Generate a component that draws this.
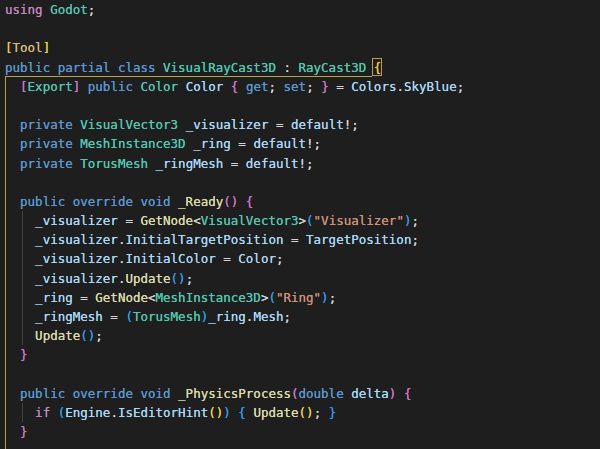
const c = {
  kw: 'text-[#5b96d2]',
  ctrl: 'text-[#c586c0]',
  type: 'text-[#4ec9b0]',
  fn: 'text-[#dcdcaa]',
  v: 'text-[#a8d8f8]',
  str: 'text-[#ce9178]',
  p: 'text-[#d4d4d4]',
  b1: 'text-[#f0cf3c]',
  b2: 'text-[#c978c6]',
  b3: 'text-[#2f9be8]',
  attr: 'text-[#d7ba7d]',
}

type Tok = [string, string]

const lines: Tok[][] = [
  [['using', c.ctrl], [' ', c.p], ['Godot', c.type], [';', c.p]],
  [],
  [['[', c.b1], ['Tool', c.attr], [']', c.b1]],
  [
    ['public partial class', c.kw],
    [' ', c.p],
    ['VisualRayCast3D', c.type],
    [' : ', c.p],
    ['RayCast3D', c.type],
    [' ', c.p],
    ['{', c.b1],
  ],
  [
    ['  ', c.p],
    ['[', c.b2],
    ['Export', c.type],
    [']', c.b2],
    [' public ', c.kw],
    ['Color', c.type],
    [' ', c.p],
    ['Color', c.v],
    [' ', c.p],
    ['{', c.b2],
    [' get', c.kw],
    ['; ', c.p],
    ['set', c.kw],
    ['; ', c.p],
    ['}', c.b2],
    [' = ', c.p],
    ['Colors', c.v],
    ['.', c.p],
    ['SkyBlue', c.v],
    [';', c.p],
  ],
  [],
  [['  private ', c.kw], ['VisualVector3', c.type], [' ', c.p], ['_visualizer', c.v], [' = ', c.p], ['default', c.v], ['!;', c.p]],
  [['  private ', c.kw], ['MeshInstance3D', c.type], [' ', c.p], ['_ring', c.v], [' = ', c.p], ['default', c.v], ['!;', c.p]],
  [['  private ', c.kw], ['TorusMesh', c.type], [' ', c.p], ['_ringMesh', c.v], [' = ', c.p], ['default', c.v], ['!;', c.p]],
  [],
  [['  public override void ', c.kw], ['_Ready', c.fn], ['()', c.b2], [' ', c.p], ['{', c.b2]],
  [
    ['    _visualizer', c.v],
    [' = ', c.p],
    ['GetNode', c.fn],
    ['<', c.p],
    ['VisualVector3', c.type],
    ['>', c.p],
    ['(', c.b3],
    ['"Visualizer"', c.str],
    [')', c.b3],
    [';', c.p],
  ],
  [['    _visualizer', c.v], ['.', c.p], ['InitialTargetPosition', c.v], [' = ', c.p], ['TargetPosition', c.v], [';', c.p]],
  [['    _visualizer', c.v], ['.', c.p], ['InitialColor', c.v], [' = ', c.p], ['Color', c.v], [';', c.p]],
  [['    _visualizer', c.v], ['.', c.p], ['Update', c.fn], ['()', c.b3], [';', c.p]],
  [
    ['    _ring', c.v],
    [' = ', c.p],
    ['GetNode', c.fn],
    ['<', c.p],
    ['MeshInstance3D', c.type],
    ['>', c.p],
    ['(', c.b3],
    ['"Ring"', c.str],
    [')', c.b3],
    [';', c.p],
  ],
  [
    ['    _ringMesh', c.v],
    [' = ', c.p],
    ['(', c.b3],
    ['TorusMesh', c.type],
    [')', c.b3],
    ['_ring', c.v],
    ['.', c.p],
    ['Mesh', c.v],
    [';', c.p],
  ],
  [['    Update', c.fn], ['()', c.b3], [';', c.p]],
  [['  ', c.p], ['}', c.b2]],
  [],
  [
    ['  public override void ', c.kw],
    ['_PhysicsProcess', c.fn],
    ['(', c.b2],
    ['double', c.kw],
    [' ', c.p],
    ['delta', c.v],
    [')', c.b2],
    [' ', c.p],
    ['{', c.b2],
  ],
  [
    ['    if', c.ctrl],
    [' ', c.p],
    ['(', c.b3],
    ['Engine', c.v],
    ['.', c.p],
    ['IsEditorHint', c.v],
    ['()', c.b1],
    [')', c.b3],
    [' ', c.p],
    ['{', c.b3],
    [' ', c.p],
    ['Update', c.fn],
    ['()', c.b1],
    ['; ', c.p],
    ['}', c.b3],
  ],
  [['  ', c.p], ['}', c.b2]],
]

export default function App() {
  return (
    <div className="relative w-[600px] h-[449px] overflow-hidden bg-[#1e1e1e] pl-[5px] font-['DejaVu_Sans_Mono',monospace] text-[12.5px] leading-[19.2px] [text-shadow:0_0_0.6px_currentColor]">
      {/* bracket pair guide for the class body */}
      <div className="absolute left-[5px] top-[76px] w-[367px] h-px bg-[#b9a23e]" />
      <div className="absolute left-[5px] top-[76px] bottom-0 w-px bg-[#b9a23e]" />
      <div className="absolute left-[372px] top-[58px] w-[10px] h-[18px] border border-[#b9a23e]" />
      {/* indent guides */}
      <div className="absolute left-[22px] top-[211px] h-[134px] w-px bg-[#404040]" />
      <div className="absolute left-[22px] top-[403px] h-[19px] w-px bg-[#404040]" />

      {lines.map((line, i) => (
        <div key={i} className="h-[19.2px] whitespace-pre">
          {line.map(([text, cls], j) => (
            <span key={j} className={cls}>
              {text}
            </span>
          ))}
        </div>
      ))}
    </div>
  )
}
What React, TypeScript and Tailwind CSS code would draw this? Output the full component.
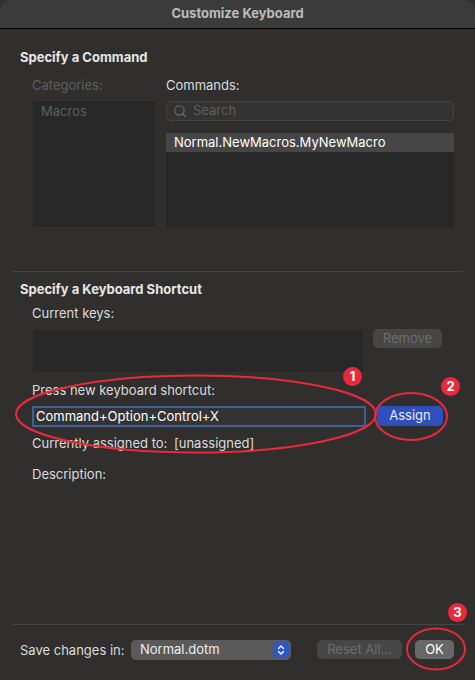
import { Search } from 'lucide-react'

const Badge = ({ n, className }: { n: string; className: string }) => (
  <div
    className={`absolute w-[19px] h-[19px] rounded-full bg-[#ea2a3c] text-white text-[13px] font-bold leading-[19px] text-center ${className}`}
  >
    {n}
  </div>
)

const Label = ({ children, className = '' }: { children: React.ReactNode; className?: string }) => (
  <div className={`text-[13px] leading-[16px] ${className}`}>{children}</div>
)

export default function App() {
  return (
    <div
      className="relative w-[475px] h-[680px] bg-[#302f2e] text-[#dcdcdc] flex flex-col overflow-hidden"
      style={{ fontFamily: 'Inter, Roboto, "Liberation Sans", sans-serif' }}
    >
      {/* title bar */}
      <div className="h-[29px] shrink-0 bg-[#3b3b3b] border-b border-black rounded-t-[10px] flex items-center justify-center">
        <span className="text-[13px] font-bold text-[#bcbcbc]">Customize Keyboard</span>
      </div>

      {/* Specify a Command */}
      <div className="px-[20px] pt-[20px]">
        <Label className="font-bold text-[#e6e6e6]">Specify a Command</Label>
        <div className="flex gap-[10px] pl-[12px] mt-[12px]">
          <div className="w-[124px]">
            <Label className="text-[#5e5e5e]">Categories:</Label>
            <div className="mt-[7px] h-[128px] bg-[#282828] border border-[#303030] px-[8px] pt-[2px]">
              <Label className="text-[#5e5e5e]">Macros</Label>
            </div>
          </div>
          <div className="w-[288px]">
            <Label>Commands:</Label>
            <div className="mt-[8px] h-[20px] rounded-[5px] border border-[#454545] bg-[#333333] flex items-center pl-[6px] gap-[6px]">
              <Search className="w-[14px] h-[14px] text-[#6c6c6c]" strokeWidth={2} />
              <span className="text-[13px] text-[#5f5f5f]">Search</span>
            </div>
            <div className="mt-[12px] h-[95px] bg-[#282828]">
              <div className="h-[19px] bg-[#464646] pl-[8px] flex items-center">
                <span className="text-[13px] text-white">Normal.NewMacros.MyNewMacro</span>
              </div>
            </div>
          </div>
        </div>
      </div>

      <div className="mx-[12px] mt-[43px] h-px bg-[#454545]" />

      {/* Specify a Keyboard Shortcut */}
      <div className="px-[20px] pt-[9px] flex-1">
        <Label className="font-bold text-[#e6e6e6]">Specify a Keyboard Shortcut</Label>
        <div className="pl-[12px]">
          <Label className="mt-[8px]">Current keys:</Label>
          <div className="flex gap-[9px] mt-[8px]">
            <div className="w-[332px] h-[44px] bg-[#282828] border border-[#303030]" />
            <div className="w-[69px] h-[19px] rounded-[5px] bg-[#464646] text-[#6e6e6e] text-[13px] flex items-center justify-center">
              Remove
            </div>
          </div>
          <Label className="mt-[9px]">Press new keyboard shortcut:</Label>
          <div className="flex gap-[11px] mt-[8px] items-start">
            <div className="w-[334px] h-[21px] border-[2px] border-[#3d6096] bg-[#333333] flex items-center pl-[2px]">
              <span className="text-[13px] text-white">Command+Option+Control+X</span>
            </div>
            <div className="w-[66px] h-[20px] rounded-[5px] bg-[#2d50bc] text-[#e8ecf8] text-[13px] flex items-center justify-center">
              Assign
            </div>
          </div>
          <div className="flex mt-[8px] text-[13px] leading-[16px]">
            <span className="w-[142px]">Currently assigned to:</span>
            <span>[unassigned]</span>
          </div>
          <Label className="mt-[15px]">Description:</Label>
        </div>
      </div>

      <div className="mx-[12px] h-px bg-[#454545]" />

      {/* footer */}
      <div className="h-[55px] shrink-0 px-[20px] pt-[15px] flex items-start">
        <span className="text-[13px] leading-[20px] w-[111px]">Save changes in:</span>
        <div className="w-[160px] h-[20px] rounded-[5px] bg-[#5a5a5a] flex items-center pl-[9px] pr-[2px]">
          <span className="text-[13px] text-[#eeeeee] flex-1">Normal.dotm</span>
          <div className="w-[16px] h-[16px] rounded-[4px] bg-[#2f56c8] flex items-center justify-center">
            <svg width="8" height="12" viewBox="0 0 8 12" fill="none" stroke="white" strokeWidth="1.4" strokeLinecap="round" strokeLinejoin="round">
              <path d="M1.5 4.5 L4 2 L6.5 4.5" />
              <path d="M1.5 7.5 L4 10 L6.5 7.5" />
            </svg>
          </div>
        </div>
        <div className="ml-[26px] w-[85px] h-[19px] rounded-[5px] bg-[#464646] text-[#6e6e6e] text-[13px] flex items-center justify-center">
          Reset All...
        </div>
        <div className="ml-[13px] w-[39px] h-[19px] rounded-[5px] bg-[#676767] text-white text-[13px] flex items-center justify-center">
          OK
        </div>
      </div>

      {/* annotations */}
      <svg className="absolute inset-0 pointer-events-none" width="475" height="680">
        <g fill="none" stroke="#ea2a3c" strokeWidth="2">
          <ellipse cx="196" cy="414" rx="180" ry="38.5" />
          <ellipse cx="411" cy="416.5" rx="36" ry="23.5" />
          <ellipse cx="436" cy="649" rx="29" ry="20.5" />
        </g>
      </svg>
      <Badge n="1" className="left-[343px] top-[367px]" />
      <Badge n="2" className="left-[441px] top-[377px]" />
      <Badge n="3" className="left-[448px] top-[603px]" />
    </div>
  )
}
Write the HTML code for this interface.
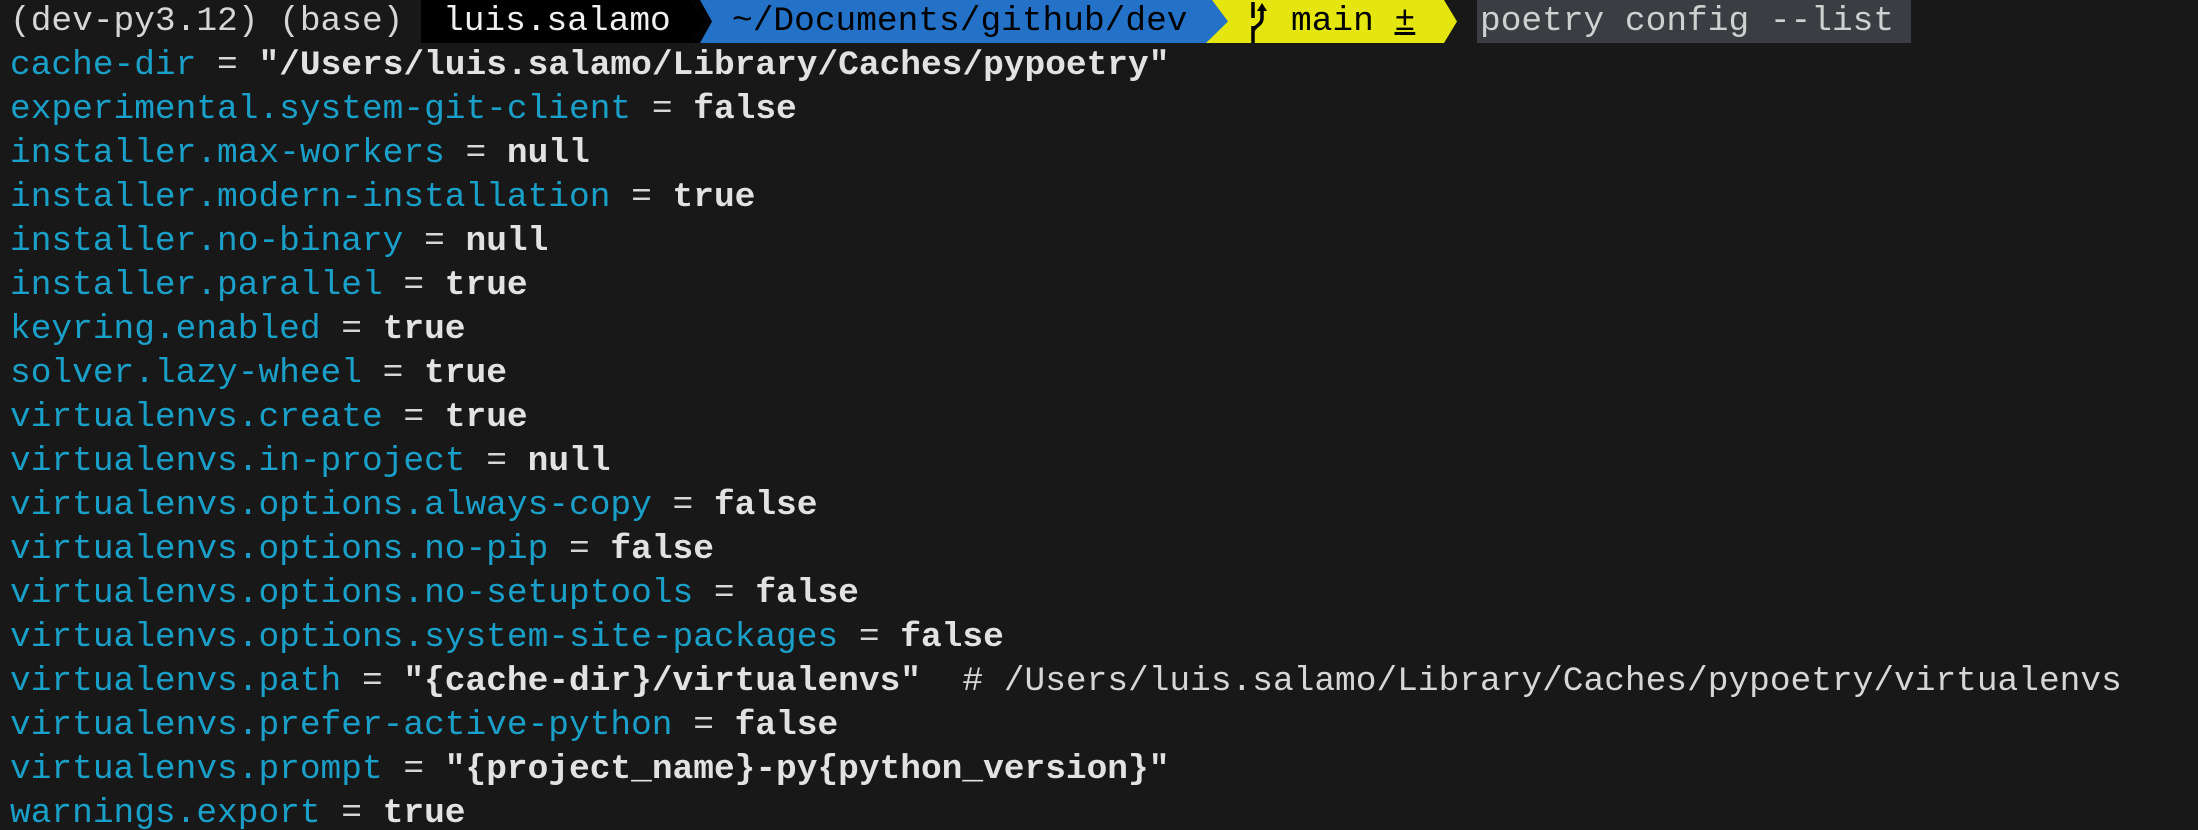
<!DOCTYPE html>
<html><head><meta charset="utf-8"><style>
html,body{margin:0;padding:0;background:#181818;width:2198px;height:830px;overflow:hidden}
body{font-family:"Liberation Mono",monospace;font-size:34.5px;color:#d6d6d6;position:relative}
.l{position:absolute;left:10px;height:44px;line-height:44px;white-space:pre}
.k{color:#1aa0c8}.v{color:#e2e2e2;font-weight:bold}
.seg{position:absolute;top:0;height:43px;line-height:43px;white-space:pre}
</style></head><body>
<svg style="position:absolute;left:0;top:0" width="2198" height="43">
<polygon points="421,0 700,0 712,21.5 700,43 421,43" fill="#000"/>
<polygon points="691,0 1212,0 1228,21.5 1212,43 691,43 709,21.5" fill="#2472c8"/>
<polygon points="1212,0 1444,0 1457,21.5 1444,43 1206,43 1228,21.5" fill="#e5e510"/>
<polygon points="691,0 700,0 712,21.5 700,43 691,43 709,21.5" fill="#000"/>
<rect x="1477" y="0" width="434" height="43" fill="#3a3d41"/>
<path d="M1253 2 V18 M1253 26 V43 M1253 32 C1253 26 1262 26 1262 18 V8" stroke="#000" stroke-width="3.5" fill="none"/>
<polygon points="1262,3 1257,11 1267,11" fill="#000"/>
</svg>
<div class="seg" style="left:10px;color:#d6d6d6">(dev-py3.12) (base)</div>
<div class="seg" style="left:443px;color:#f0f0f0">luis.salamo</div>
<div class="seg" style="left:732px;color:#000">~/Documents/github/dev</div>
<div class="seg" style="left:1291px;color:#000">main <span style="text-decoration:underline">±</span></div>
<div class="seg" style="left:1480px;color:#d0d0d0">poetry config --list</div>
<div class="l" style="top:44px"><span class="k">cache-dir</span> = <span class="v">"/Users/luis.salamo/Library/Caches/pypoetry"</span></div>
<div class="l" style="top:88px"><span class="k">experimental.system-git-client</span> = <span class="v">false</span></div>
<div class="l" style="top:132px"><span class="k">installer.max-workers</span> = <span class="v">null</span></div>
<div class="l" style="top:176px"><span class="k">installer.modern-installation</span> = <span class="v">true</span></div>
<div class="l" style="top:220px"><span class="k">installer.no-binary</span> = <span class="v">null</span></div>
<div class="l" style="top:264px"><span class="k">installer.parallel</span> = <span class="v">true</span></div>
<div class="l" style="top:308px"><span class="k">keyring.enabled</span> = <span class="v">true</span></div>
<div class="l" style="top:352px"><span class="k">solver.lazy-wheel</span> = <span class="v">true</span></div>
<div class="l" style="top:396px"><span class="k">virtualenvs.create</span> = <span class="v">true</span></div>
<div class="l" style="top:440px"><span class="k">virtualenvs.in-project</span> = <span class="v">null</span></div>
<div class="l" style="top:484px"><span class="k">virtualenvs.options.always-copy</span> = <span class="v">false</span></div>
<div class="l" style="top:528px"><span class="k">virtualenvs.options.no-pip</span> = <span class="v">false</span></div>
<div class="l" style="top:572px"><span class="k">virtualenvs.options.no-setuptools</span> = <span class="v">false</span></div>
<div class="l" style="top:616px"><span class="k">virtualenvs.options.system-site-packages</span> = <span class="v">false</span></div>
<div class="l" style="top:660px"><span class="k">virtualenvs.path</span> = <span class="v">"{cache-dir}/virtualenvs"</span>  # /Users/luis.salamo/Library/Caches/pypoetry/virtualenvs</div>
<div class="l" style="top:704px"><span class="k">virtualenvs.prefer-active-python</span> = <span class="v">false</span></div>
<div class="l" style="top:748px"><span class="k">virtualenvs.prompt</span> = <span class="v">"{project_name}-py{python_version}"</span></div>
<div class="l" style="top:792px"><span class="k">warnings.export</span> = <span class="v">true</span></div>
</body></html>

_SET EXERCISE_: Repeat only what lies between the start of the data and the end of the line containing "type Tok = [string, string]", exactly, with pictures left out.

_RIGHT ANSWER_:
Generate a component that draws this.
const c = {
  kw: 'text-[#5b96d2]',
  ctrl: 'text-[#c586c0]',
  type: 'text-[#4ec9b0]',
  fn: 'text-[#dcdcaa]',
  v: 'text-[#a8d8f8]',
  str: 'text-[#ce9178]',
  p: 'text-[#d4d4d4]',
  b1: 'text-[#f0cf3c]',
  b2: 'text-[#c978c6]',
  b3: 'text-[#2f9be8]',
  attr: 'text-[#d7ba7d]',
}

type Tok = [string, string]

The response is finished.